Replication, Redundancy and Recovery: It is very important to have the redundant data replicas to empower recovery in case of data loss arising in general or due to software deployment and up-gradation processes.

  • The extent of replication and redundancy is dependent on the criticality of the data. You need to categorize the data/state and achieve the right balance for each category of the data since replication comes at a cost. E.g user data is of utmost importance and needs triple-way hot replication while catalog data was sourced and can be recreated hence a single hot and single cold archived copy is enough.

  • Good support for replication and recovery in the stateful software is necessary to ensure quick recovery in case of failed deployments, rollback to previous healthy state in case the upgrade causes data corruption and to in general minimize or completely avoid data loss.

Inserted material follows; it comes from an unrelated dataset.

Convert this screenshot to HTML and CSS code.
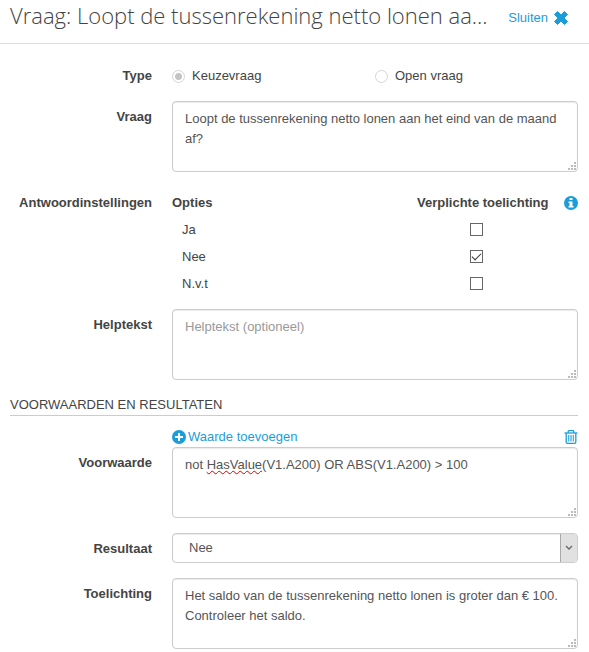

  • Ensure you have good number of snapshots of the data again based on criticality but also keep archiving older snapshots to reduce storage costs.


Concluding Thoughts!

Over the course of last three posts including this one we touched upon the multiple facets of the software deployment strategies particularly for the stateless and stateful applications and services. With the advent of Functions as a Service world in AWS Lambda / Azure Functions and in general serverless architectures we may need to move to modeling our software more idempotent and with Cloud Storage Solutions of S3 / DynamoDb / Spanner / Kinesis, etc there will be reducing worries around deployment strategies for both stateless and stateful services. But these ideas would still be relevant and important from a knowledge perspective around designing your software services and/or when leveraging cloud is cost prohibitive owing to the scale at which your business may be operating and you need to look into solving these problems all by yourselves.